Task instructions | With the pictures left out, copy the listing below exactly.

Source data |
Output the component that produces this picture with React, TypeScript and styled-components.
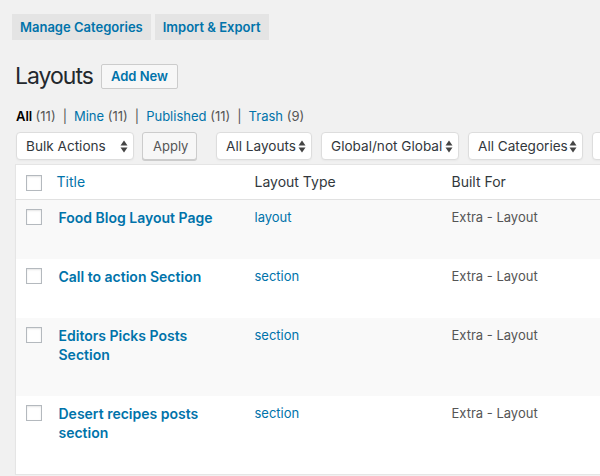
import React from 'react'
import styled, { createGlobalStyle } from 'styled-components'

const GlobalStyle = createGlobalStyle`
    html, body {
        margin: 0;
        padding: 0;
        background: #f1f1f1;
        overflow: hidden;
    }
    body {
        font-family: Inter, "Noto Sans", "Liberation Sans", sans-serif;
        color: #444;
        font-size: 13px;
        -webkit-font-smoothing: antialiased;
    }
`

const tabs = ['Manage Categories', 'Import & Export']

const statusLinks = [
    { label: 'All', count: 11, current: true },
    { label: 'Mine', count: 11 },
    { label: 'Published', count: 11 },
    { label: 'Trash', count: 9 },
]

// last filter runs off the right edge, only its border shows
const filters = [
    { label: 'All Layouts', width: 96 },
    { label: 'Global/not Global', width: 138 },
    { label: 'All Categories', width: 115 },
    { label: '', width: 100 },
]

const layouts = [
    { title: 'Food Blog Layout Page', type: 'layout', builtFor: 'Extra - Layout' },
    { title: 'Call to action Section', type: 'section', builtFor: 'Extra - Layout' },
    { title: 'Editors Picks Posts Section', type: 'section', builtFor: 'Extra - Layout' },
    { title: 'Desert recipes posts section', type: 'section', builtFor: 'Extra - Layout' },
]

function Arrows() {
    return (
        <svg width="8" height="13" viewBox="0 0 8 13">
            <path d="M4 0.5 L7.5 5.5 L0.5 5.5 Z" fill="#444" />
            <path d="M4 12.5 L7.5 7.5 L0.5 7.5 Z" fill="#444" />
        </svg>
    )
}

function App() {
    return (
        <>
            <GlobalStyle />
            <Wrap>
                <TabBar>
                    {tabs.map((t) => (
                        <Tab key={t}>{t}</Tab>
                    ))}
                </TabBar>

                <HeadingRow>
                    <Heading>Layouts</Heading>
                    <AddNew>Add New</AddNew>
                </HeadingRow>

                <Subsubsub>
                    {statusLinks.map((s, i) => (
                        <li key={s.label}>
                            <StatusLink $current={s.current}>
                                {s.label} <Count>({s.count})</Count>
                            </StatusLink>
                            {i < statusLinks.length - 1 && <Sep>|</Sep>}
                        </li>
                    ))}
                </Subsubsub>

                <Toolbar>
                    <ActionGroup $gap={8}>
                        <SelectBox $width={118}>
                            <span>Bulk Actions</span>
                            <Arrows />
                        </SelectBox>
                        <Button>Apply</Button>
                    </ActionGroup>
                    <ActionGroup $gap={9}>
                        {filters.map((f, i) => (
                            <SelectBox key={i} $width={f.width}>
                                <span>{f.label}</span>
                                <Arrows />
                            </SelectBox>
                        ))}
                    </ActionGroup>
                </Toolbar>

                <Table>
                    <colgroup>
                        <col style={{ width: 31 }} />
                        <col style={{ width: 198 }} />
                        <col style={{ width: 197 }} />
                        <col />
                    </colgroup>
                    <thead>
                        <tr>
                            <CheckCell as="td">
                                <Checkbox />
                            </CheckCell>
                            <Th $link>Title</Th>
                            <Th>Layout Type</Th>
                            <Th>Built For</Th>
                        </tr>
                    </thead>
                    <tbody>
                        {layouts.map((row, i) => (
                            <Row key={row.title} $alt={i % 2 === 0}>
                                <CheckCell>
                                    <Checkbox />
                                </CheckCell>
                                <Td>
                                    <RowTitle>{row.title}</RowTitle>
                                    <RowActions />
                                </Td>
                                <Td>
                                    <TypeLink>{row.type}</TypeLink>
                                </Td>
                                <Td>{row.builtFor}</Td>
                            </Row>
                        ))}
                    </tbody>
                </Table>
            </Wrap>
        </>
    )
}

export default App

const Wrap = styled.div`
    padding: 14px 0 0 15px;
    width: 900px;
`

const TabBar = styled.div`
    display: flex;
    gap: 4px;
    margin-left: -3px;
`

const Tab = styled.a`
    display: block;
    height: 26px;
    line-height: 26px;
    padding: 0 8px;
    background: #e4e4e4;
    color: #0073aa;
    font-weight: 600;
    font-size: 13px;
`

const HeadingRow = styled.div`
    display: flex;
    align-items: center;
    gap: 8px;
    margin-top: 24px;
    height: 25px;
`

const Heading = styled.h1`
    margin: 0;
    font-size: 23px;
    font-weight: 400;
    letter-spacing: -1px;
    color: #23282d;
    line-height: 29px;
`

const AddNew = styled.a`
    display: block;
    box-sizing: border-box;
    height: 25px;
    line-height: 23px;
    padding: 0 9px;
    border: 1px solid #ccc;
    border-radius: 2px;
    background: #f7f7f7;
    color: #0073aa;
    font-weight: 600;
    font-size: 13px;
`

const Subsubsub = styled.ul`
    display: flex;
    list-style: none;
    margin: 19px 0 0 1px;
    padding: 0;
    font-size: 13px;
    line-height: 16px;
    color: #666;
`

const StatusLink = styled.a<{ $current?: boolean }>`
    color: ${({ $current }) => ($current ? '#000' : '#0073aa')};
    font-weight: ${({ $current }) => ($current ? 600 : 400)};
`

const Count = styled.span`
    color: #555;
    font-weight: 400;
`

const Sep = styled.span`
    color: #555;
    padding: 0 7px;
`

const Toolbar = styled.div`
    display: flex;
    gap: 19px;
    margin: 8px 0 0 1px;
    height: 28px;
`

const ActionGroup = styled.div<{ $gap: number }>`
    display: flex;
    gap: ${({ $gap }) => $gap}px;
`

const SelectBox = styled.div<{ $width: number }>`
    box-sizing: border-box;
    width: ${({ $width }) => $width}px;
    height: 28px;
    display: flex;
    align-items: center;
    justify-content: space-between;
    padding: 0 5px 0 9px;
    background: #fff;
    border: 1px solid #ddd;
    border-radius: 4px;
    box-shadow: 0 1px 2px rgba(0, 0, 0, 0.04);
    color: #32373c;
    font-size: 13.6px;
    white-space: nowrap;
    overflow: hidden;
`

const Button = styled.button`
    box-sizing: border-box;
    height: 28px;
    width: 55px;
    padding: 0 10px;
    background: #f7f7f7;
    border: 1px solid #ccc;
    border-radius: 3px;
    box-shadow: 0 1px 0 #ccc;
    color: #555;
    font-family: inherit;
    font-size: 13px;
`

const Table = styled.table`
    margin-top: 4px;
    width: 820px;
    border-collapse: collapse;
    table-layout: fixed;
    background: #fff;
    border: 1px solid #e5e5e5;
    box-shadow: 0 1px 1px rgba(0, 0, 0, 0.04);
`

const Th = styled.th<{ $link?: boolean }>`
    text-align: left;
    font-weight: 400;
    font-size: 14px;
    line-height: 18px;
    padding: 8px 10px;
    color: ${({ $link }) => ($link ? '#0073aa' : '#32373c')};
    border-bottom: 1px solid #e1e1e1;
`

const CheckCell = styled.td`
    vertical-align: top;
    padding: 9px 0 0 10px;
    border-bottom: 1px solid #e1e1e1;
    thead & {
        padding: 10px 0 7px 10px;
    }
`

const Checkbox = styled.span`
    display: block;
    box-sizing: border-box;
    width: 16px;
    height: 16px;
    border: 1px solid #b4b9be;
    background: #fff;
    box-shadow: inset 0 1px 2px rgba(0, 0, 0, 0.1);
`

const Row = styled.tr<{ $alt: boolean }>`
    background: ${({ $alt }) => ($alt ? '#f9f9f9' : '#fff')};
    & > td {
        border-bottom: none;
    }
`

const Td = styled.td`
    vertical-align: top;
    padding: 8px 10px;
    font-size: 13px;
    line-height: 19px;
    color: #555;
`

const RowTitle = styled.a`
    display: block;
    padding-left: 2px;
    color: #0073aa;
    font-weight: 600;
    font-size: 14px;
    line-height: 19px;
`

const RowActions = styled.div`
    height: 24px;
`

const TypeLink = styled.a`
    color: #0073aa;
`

Solved exercise |
Output the component that produces this picture with React, TypeScript and styled-components.
import React from 'react'
import styled, { createGlobalStyle } from 'styled-components'

const GlobalStyle = createGlobalStyle`
    html, body {
        margin: 0;
        padding: 0;
        background: #f1f1f1;
        overflow: hidden;
    }
    body {
        font-family: Inter, "Noto Sans", "Liberation Sans", sans-serif;
        color: #444;
        font-size: 13px;
        -webkit-font-smoothing: antialiased;
    }
`

const tabs = ['Manage Categories', 'Import & Export']

const statusLinks = [
    { label: 'All', count: 11, current: true },
    { label: 'Mine', count: 11 },
    { label: 'Published', count: 11 },
    { label: 'Trash', count: 9 },
]

// last filter runs off the right edge, only its border shows
const filters = [
    { label: 'All Layouts', width: 96 },
    { label: 'Global/not Global', width: 138 },
    { label: 'All Categories', width: 115 },
    { label: '', width: 100 },
]

const layouts = [
    { title: 'Food Blog Layout Page', type: 'layout', builtFor: 'Extra - Layout' },
    { title: 'Call to action Section', type: 'section', builtFor: 'Extra - Layout' },
    { title: 'Editors Picks Posts Section', type: 'section', builtFor: 'Extra - Layout' },
    { title: 'Desert recipes posts section', type: 'section', builtFor: 'Extra - Layout' },
]

function Arrows() {
    return (
        <svg width="8" height="13" viewBox="0 0 8 13">
            <path d="M4 0.5 L7.5 5.5 L0.5 5.5 Z" fill="#444" />
            <path d="M4 12.5 L7.5 7.5 L0.5 7.5 Z" fill="#444" />
        </svg>
    )
}

function App() {
    return (
        <>
            <GlobalStyle />
            <Wrap>
                <TabBar>
                    {tabs.map((t) => (
                        <Tab key={t}>{t}</Tab>
                    ))}
                </TabBar>

                <HeadingRow>
                    <Heading>Layouts</Heading>
                    <AddNew>Add New</AddNew>
                </HeadingRow>

                <Subsubsub>
                    {statusLinks.map((s, i) => (
                        <li key={s.label}>
                            <StatusLink $current={s.current}>
                                {s.label} <Count>({s.count})</Count>
                            </StatusLink>
                            {i < statusLinks.length - 1 && <Sep>|</Sep>}
                        </li>
                    ))}
                </Subsubsub>

                <Toolbar>
                    <ActionGroup $gap={8}>
                        <SelectBox $width={118}>
                            <span>Bulk Actions</span>
                            <Arrows />
                        </SelectBox>
                        <Button>Apply</Button>
                    </ActionGroup>
                    <ActionGroup $gap={9}>
                        {filters.map((f, i) => (
                            <SelectBox key={i} $width={f.width}>
                                <span>{f.label}</span>
                                <Arrows />
                            </SelectBox>
                        ))}
                    </ActionGroup>
                </Toolbar>

                <Table>
                    <colgroup>
                        <col style={{ width: 31 }} />
                        <col style={{ width: 198 }} />
                        <col style={{ width: 197 }} />
                        <col />
                    </colgroup>
                    <thead>
                        <tr>
                            <CheckCell as="td">
                                <Checkbox />
                            </CheckCell>
                            <Th $link>Title</Th>
                            <Th>Layout Type</Th>
                            <Th>Built For</Th>
                        </tr>
                    </thead>
                    <tbody>
                        {layouts.map((row, i) => (
                            <Row key={row.title} $alt={i % 2 === 0}>
                                <CheckCell>
                                    <Checkbox />
                                </CheckCell>
                                <Td>
                                    <RowTitle>{row.title}</RowTitle>
                                    <RowActions />
                                </Td>
                                <Td>
                                    <TypeLink>{row.type}</TypeLink>
                                </Td>
                                <Td>{row.builtFor}</Td>
                            </Row>
                        ))}
                    </tbody>
                </Table>
            </Wrap>
        </>
    )
}

export default App

const Wrap = styled.div`
    padding: 14px 0 0 15px;
    width: 900px;
`

const TabBar = styled.div`
    display: flex;
    gap: 4px;
    margin-left: -3px;
`

const Tab = styled.a`
    display: block;
    height: 26px;
    line-height: 26px;
    padding: 0 8px;
    background: #e4e4e4;
    color: #0073aa;
    font-weight: 600;
    font-size: 13px;
`

const HeadingRow = styled.div`
    display: flex;
    align-items: center;
    gap: 8px;
    margin-top: 24px;
    height: 25px;
`

const Heading = styled.h1`
    margin: 0;
    font-size: 23px;
    font-weight: 400;
    letter-spacing: -1px;
    color: #23282d;
    line-height: 29px;
`

const AddNew = styled.a`
    display: block;
    box-sizing: border-box;
    height: 25px;
    line-height: 23px;
    padding: 0 9px;
    border: 1px solid #ccc;
    border-radius: 2px;
    background: #f7f7f7;
    color: #0073aa;
    font-weight: 600;
    font-size: 13px;
`

const Subsubsub = styled.ul`
    display: flex;
    list-style: none;
    margin: 19px 0 0 1px;
    padding: 0;
    font-size: 13px;
    line-height: 16px;
    color: #666;
`

const StatusLink = styled.a<{ $current?: boolean }>`
    color: ${({ $current }) => ($current ? '#000' : '#0073aa')};
    font-weight: ${({ $current }) => ($current ? 600 : 400)};
`

const Count = styled.span`
    color: #555;
    font-weight: 400;
`

const Sep = styled.span`
    color: #555;
    padding: 0 7px;
`

const Toolbar = styled.div`
    display: flex;
    gap: 19px;
    margin: 8px 0 0 1px;
    height: 28px;
`

const ActionGroup = styled.div<{ $gap: number }>`
    display: flex;
    gap: ${({ $gap }) => $gap}px;
`

const SelectBox = styled.div<{ $width: number }>`
    box-sizing: border-box;
    width: ${({ $width }) => $width}px;
    height: 28px;
    display: flex;
    align-items: center;
    justify-content: space-between;
    padding: 0 5px 0 9px;
    background: #fff;
    border: 1px solid #ddd;
    border-radius: 4px;
    box-shadow: 0 1px 2px rgba(0, 0, 0, 0.04);
    color: #32373c;
    font-size: 13.6px;
    white-space: nowrap;
    overflow: hidden;
`

const Button = styled.button`
    box-sizing: border-box;
    height: 28px;
    width: 55px;
    padding: 0 10px;
    background: #f7f7f7;
    border: 1px solid #ccc;
    border-radius: 3px;
    box-shadow: 0 1px 0 #ccc;
    color: #555;
    font-family: inherit;
    font-size: 13px;
`

const Table = styled.table`
    margin-top: 4px;
    width: 820px;
    border-collapse: collapse;
    table-layout: fixed;
    background: #fff;
    border: 1px solid #e5e5e5;
    box-shadow: 0 1px 1px rgba(0, 0, 0, 0.04);
`

const Th = styled.th<{ $link?: boolean }>`
    text-align: left;
    font-weight: 400;
    font-size: 14px;
    line-height: 18px;
    padding: 8px 10px;
    color: ${({ $link }) => ($link ? '#0073aa' : '#32373c')};
    border-bottom: 1px solid #e1e1e1;
`

const CheckCell = styled.td`
    vertical-align: top;
    padding: 9px 0 0 10px;
    border-bottom: 1px solid #e1e1e1;
    thead & {
        padding: 10px 0 7px 10px;
    }
`

const Checkbox = styled.span`
    display: block;
    box-sizing: border-box;
    width: 16px;
    height: 16px;
    border: 1px solid #b4b9be;
    background: #fff;
    box-shadow: inset 0 1px 2px rgba(0, 0, 0, 0.1);
`

const Row = styled.tr<{ $alt: boolean }>`
    background: ${({ $alt }) => ($alt ? '#f9f9f9' : '#fff')};
    & > td {
        border-bottom: none;
    }
`

const Td = styled.td`
    vertical-align: top;
    padding: 8px 10px;
    font-size: 13px;
    line-height: 19px;
    color: #555;
`

const RowTitle = styled.a`
    display: block;
    padding-left: 2px;
    color: #0073aa;
    font-weight: 600;
    font-size: 14px;
    line-height: 19px;
`

const RowActions = styled.div`
    height: 24px;
`

const TypeLink = styled.a`
    color: #0073aa;
`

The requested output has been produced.